▼▼▼
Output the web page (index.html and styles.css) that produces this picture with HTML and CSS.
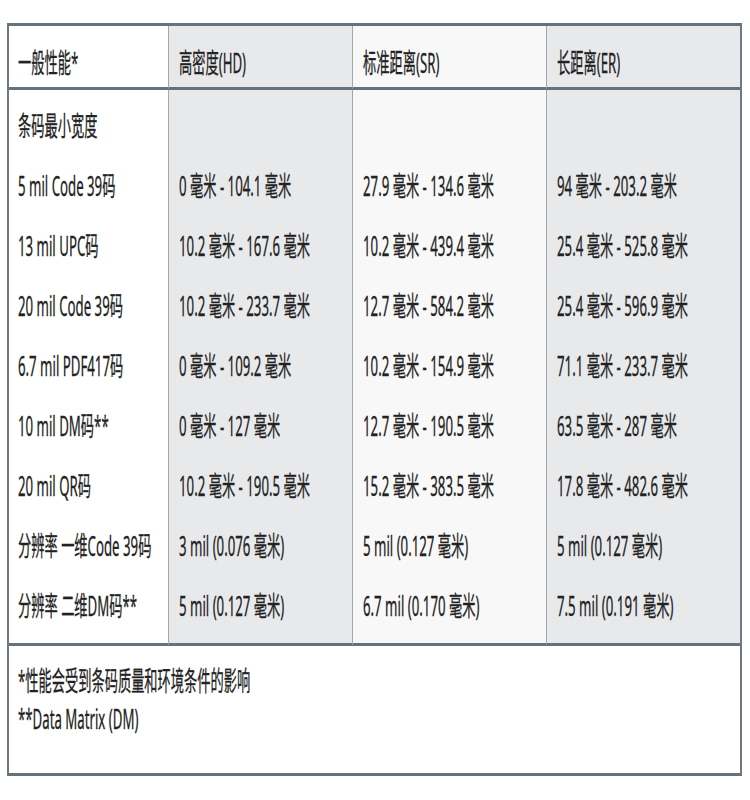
FILE: index.html
```html
<!DOCTYPE html>
<html lang="zh-CN">
<head>
<meta charset="utf-8">
<title>一般性能</title>
<link rel="stylesheet" href="styles.css">
</head>
<body>
<div class="sheet">
  <table class="spec">
    <colgroup>
      <col class="c1"><col class="c2"><col class="c3"><col class="c4">
    </colgroup>
    <thead>
      <tr>
        <th><span class="t">一般性能*</span></th>
        <th class="g"><span class="t">高密度(HD)</span></th>
        <th class="w"><span class="t">标准距离(SR)</span></th>
        <th class="g last"><span class="t">长距离(ER)</span></th>
      </tr>
    </thead>
    <tbody>
      <tr class="first">
        <td><span class="t">条码最小宽度</span></td>
        <td class="g"></td>
        <td class="w"></td>
        <td class="g last"></td>
      </tr>
      <tr>
        <td><span class="t">5 mil Code 39码</span></td>
        <td class="g"><span class="t">0 毫米 - 104.1 毫米</span></td>
        <td class="w"><span class="t">27.9 毫米 - 134.6 毫米</span></td>
        <td class="g last"><span class="t">94 毫米 - 203.2 毫米</span></td>
      </tr>
      <tr>
        <td><span class="t">13 mil UPC码</span></td>
        <td class="g"><span class="t">10.2 毫米 - 167.6 毫米</span></td>
        <td class="w"><span class="t">10.2 毫米 - 439.4 毫米</span></td>
        <td class="g last"><span class="t">25.4 毫米 - 525.8 毫米</span></td>
      </tr>
      <tr>
        <td><span class="t">20 mil Code 39码</span></td>
        <td class="g"><span class="t">10.2 毫米 - 233.7 毫米</span></td>
        <td class="w"><span class="t">12.7 毫米 - 584.2 毫米</span></td>
        <td class="g last"><span class="t">25.4 毫米 - 596.9 毫米</span></td>
      </tr>
      <tr>
        <td><span class="t">6.7 mil PDF417码</span></td>
        <td class="g"><span class="t">0 毫米 - 109.2 毫米</span></td>
        <td class="w"><span class="t">10.2 毫米 - 154.9 毫米</span></td>
        <td class="g last"><span class="t">71.1 毫米 - 233.7 毫米</span></td>
      </tr>
      <tr>
        <td><span class="t">10 mil DM码**</span></td>
        <td class="g"><span class="t">0 毫米 - 127 毫米</span></td>
        <td class="w"><span class="t">12.7 毫米 - 190.5 毫米</span></td>
        <td class="g last"><span class="t">63.5 毫米 - 287 毫米</span></td>
      </tr>
      <tr>
        <td><span class="t">20 mil QR码</span></td>
        <td class="g"><span class="t">10.2 毫米 - 190.5 毫米</span></td>
        <td class="w"><span class="t">15.2 毫米 - 383.5 毫米</span></td>
        <td class="g last"><span class="t">17.8 毫米 - 482.6 毫米</span></td>
      </tr>
      <tr>
        <td><span class="t">分辨率 一维Code 39码</span></td>
        <td class="g"><span class="t">3 mil (0.076 毫米)</span></td>
        <td class="w"><span class="t">5 mil (0.127 毫米)</span></td>
        <td class="g last"><span class="t">5 mil (0.127 毫米)</span></td>
      </tr>
      <tr class="end">
        <td><span class="t">分辨率 二维DM码**</span></td>
        <td class="g"><span class="t">5 mil (0.127 毫米)</span></td>
        <td class="w"><span class="t">6.7 mil (0.170 毫米)</span></td>
        <td class="g last"><span class="t">7.5 mil (0.191 毫米)</span></td>
      </tr>
    </tbody>
  </table>
  <div class="notes">
    <p><span class="t">*性能会受到条码质量和环境条件的影响</span></p>
    <p><span class="t">**Data Matrix (DM)</span></p>
  </div>
</div>
</body>
</html>
```
FILE: styles.css
```css
html, body {
  margin: 0;
  padding: 0;
  background: #ffffff;
}

body {
  font-family: "Noto Sans", "Noto Sans CJK SC", sans-serif;
  color: #222222;
}

.sheet {
  margin: 23px 0 0 7px;
  width: 731px;
  border-top: 3px solid #66717a;
  border-bottom: 3px solid #66717a;
  border-left: 2px solid #6e7981;
  border-right: 2px solid #6e7981;
  background: #ffffff;
  overflow: hidden;
}

.spec {
  width: 731px;
  table-layout: fixed;
  border-collapse: separate;
  border-spacing: 0;
}

.c1 { width: 160px; }
.c2 { width: 184px; }
.c3 { width: 194px; }
.c4 { width: 193px; }

.spec th,
.spec td {
  padding: 0 0 0 10px;
  text-align: left;
  vertical-align: middle;
  font-weight: normal;
  font-size: 27px;
  line-height: 32px;
  border-right: 1px solid #a3a8ac;
  white-space: nowrap;
  overflow: hidden;
}

.spec th.last,
.spec td.last {
  border-right: none;
}

.spec td:first-child,
.spec th:first-child {
  padding-left: 9px;
}

.spec thead tr {
  height: 64px;
}

.spec th {
  padding-top: 12px;
  border-bottom: 3px solid #66717a;
}

.spec tbody tr {
  height: 60px;
}

.spec tbody tr.first {
  height: 66px;
}

.spec tbody tr.first td {
  padding-top: 6px;
}

.spec tbody tr.end {
  height: 70px;
}

.spec tbody tr.end td {
  padding-bottom: 7px;
  border-bottom: 3px solid #66717a;
}

.g { background: #e8e9eb; }
.w { background: #f8f8f8; }

.t {
  display: inline-block;
  transform: scaleX(0.49);
  transform-origin: 0 50%;
  white-space: nowrap;
  -webkit-text-stroke: 0.3px #222222;
}

.notes {
  height: 127px;
  box-sizing: border-box;
  padding: 16px 0 0 9px;
  font-size: 27px;
  line-height: 38px;
  white-space: nowrap;
  overflow: hidden;
}

.notes p {
  margin: 0;
}
```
▲▲▲
__Exercise objective__
Write out the whole listing again, exactly, with no pictures.

__Answer for the task__
Output the web page (index.html and styles.css) that produces this picture with HTML and CSS.
FILE: index.html
```html
<!DOCTYPE html>
<html lang="zh-CN">
<head>
<meta charset="utf-8">
<title>一般性能</title>
<link rel="stylesheet" href="styles.css">
</head>
<body>
<div class="sheet">
  <table class="spec">
    <colgroup>
      <col class="c1"><col class="c2"><col class="c3"><col class="c4">
    </colgroup>
    <thead>
      <tr>
        <th><span class="t">一般性能*</span></th>
        <th class="g"><span class="t">高密度(HD)</span></th>
        <th class="w"><span class="t">标准距离(SR)</span></th>
        <th class="g last"><span class="t">长距离(ER)</span></th>
      </tr>
    </thead>
    <tbody>
      <tr class="first">
        <td><span class="t">条码最小宽度</span></td>
        <td class="g"></td>
        <td class="w"></td>
        <td class="g last"></td>
      </tr>
      <tr>
        <td><span class="t">5 mil Code 39码</span></td>
        <td class="g"><span class="t">0 毫米 - 104.1 毫米</span></td>
        <td class="w"><span class="t">27.9 毫米 - 134.6 毫米</span></td>
        <td class="g last"><span class="t">94 毫米 - 203.2 毫米</span></td>
      </tr>
      <tr>
        <td><span class="t">13 mil UPC码</span></td>
        <td class="g"><span class="t">10.2 毫米 - 167.6 毫米</span></td>
        <td class="w"><span class="t">10.2 毫米 - 439.4 毫米</span></td>
        <td class="g last"><span class="t">25.4 毫米 - 525.8 毫米</span></td>
      </tr>
      <tr>
        <td><span class="t">20 mil Code 39码</span></td>
        <td class="g"><span class="t">10.2 毫米 - 233.7 毫米</span></td>
        <td class="w"><span class="t">12.7 毫米 - 584.2 毫米</span></td>
        <td class="g last"><span class="t">25.4 毫米 - 596.9 毫米</span></td>
      </tr>
      <tr>
        <td><span class="t">6.7 mil PDF417码</span></td>
        <td class="g"><span class="t">0 毫米 - 109.2 毫米</span></td>
        <td class="w"><span class="t">10.2 毫米 - 154.9 毫米</span></td>
        <td class="g last"><span class="t">71.1 毫米 - 233.7 毫米</span></td>
      </tr>
      <tr>
        <td><span class="t">10 mil DM码**</span></td>
        <td class="g"><span class="t">0 毫米 - 127 毫米</span></td>
        <td class="w"><span class="t">12.7 毫米 - 190.5 毫米</span></td>
        <td class="g last"><span class="t">63.5 毫米 - 287 毫米</span></td>
      </tr>
      <tr>
        <td><span class="t">20 mil QR码</span></td>
        <td class="g"><span class="t">10.2 毫米 - 190.5 毫米</span></td>
        <td class="w"><span class="t">15.2 毫米 - 383.5 毫米</span></td>
        <td class="g last"><span class="t">17.8 毫米 - 482.6 毫米</span></td>
      </tr>
      <tr>
        <td><span class="t">分辨率 一维Code 39码</span></td>
        <td class="g"><span class="t">3 mil (0.076 毫米)</span></td>
        <td class="w"><span class="t">5 mil (0.127 毫米)</span></td>
        <td class="g last"><span class="t">5 mil (0.127 毫米)</span></td>
      </tr>
      <tr class="end">
        <td><span class="t">分辨率 二维DM码**</span></td>
        <td class="g"><span class="t">5 mil (0.127 毫米)</span></td>
        <td class="w"><span class="t">6.7 mil (0.170 毫米)</span></td>
        <td class="g last"><span class="t">7.5 mil (0.191 毫米)</span></td>
      </tr>
    </tbody>
  </table>
  <div class="notes">
    <p><span class="t">*性能会受到条码质量和环境条件的影响</span></p>
    <p><span class="t">**Data Matrix (DM)</span></p>
  </div>
</div>
</body>
</html>
```
FILE: styles.css
```css
html, body {
  margin: 0;
  padding: 0;
  background: #ffffff;
}

body {
  font-family: "Noto Sans", "Noto Sans CJK SC", sans-serif;
  color: #222222;
}

.sheet {
  margin: 23px 0 0 7px;
  width: 731px;
  border-top: 3px solid #66717a;
  border-bottom: 3px solid #66717a;
  border-left: 2px solid #6e7981;
  border-right: 2px solid #6e7981;
  background: #ffffff;
  overflow: hidden;
}

.spec {
  width: 731px;
  table-layout: fixed;
  border-collapse: separate;
  border-spacing: 0;
}

.c1 { width: 160px; }
.c2 { width: 184px; }
.c3 { width: 194px; }
.c4 { width: 193px; }

.spec th,
.spec td {
  padding: 0 0 0 10px;
  text-align: left;
  vertical-align: middle;
  font-weight: normal;
  font-size: 27px;
  line-height: 32px;
  border-right: 1px solid #a3a8ac;
  white-space: nowrap;
  overflow: hidden;
}

.spec th.last,
.spec td.last {
  border-right: none;
}

.spec td:first-child,
.spec th:first-child {
  padding-left: 9px;
}

.spec thead tr {
  height: 64px;
}

.spec th {
  padding-top: 12px;
  border-bottom: 3px solid #66717a;
}

.spec tbody tr {
  height: 60px;
}

.spec tbody tr.first {
  height: 66px;
}

.spec tbody tr.first td {
  padding-top: 6px;
}

.spec tbody tr.end {
  height: 70px;
}

.spec tbody tr.end td {
  padding-bottom: 7px;
  border-bottom: 3px solid #66717a;
}

.g { background: #e8e9eb; }
.w { background: #f8f8f8; }

.t {
  display: inline-block;
  transform: scaleX(0.49);
  transform-origin: 0 50%;
  white-space: nowrap;
  -webkit-text-stroke: 0.3px #222222;
}

.notes {
  height: 127px;
  box-sizing: border-box;
  padding: 16px 0 0 9px;
  font-size: 27px;
  line-height: 38px;
  white-space: nowrap;
  overflow: hidden;
}

.notes p {
  margin: 0;
}
```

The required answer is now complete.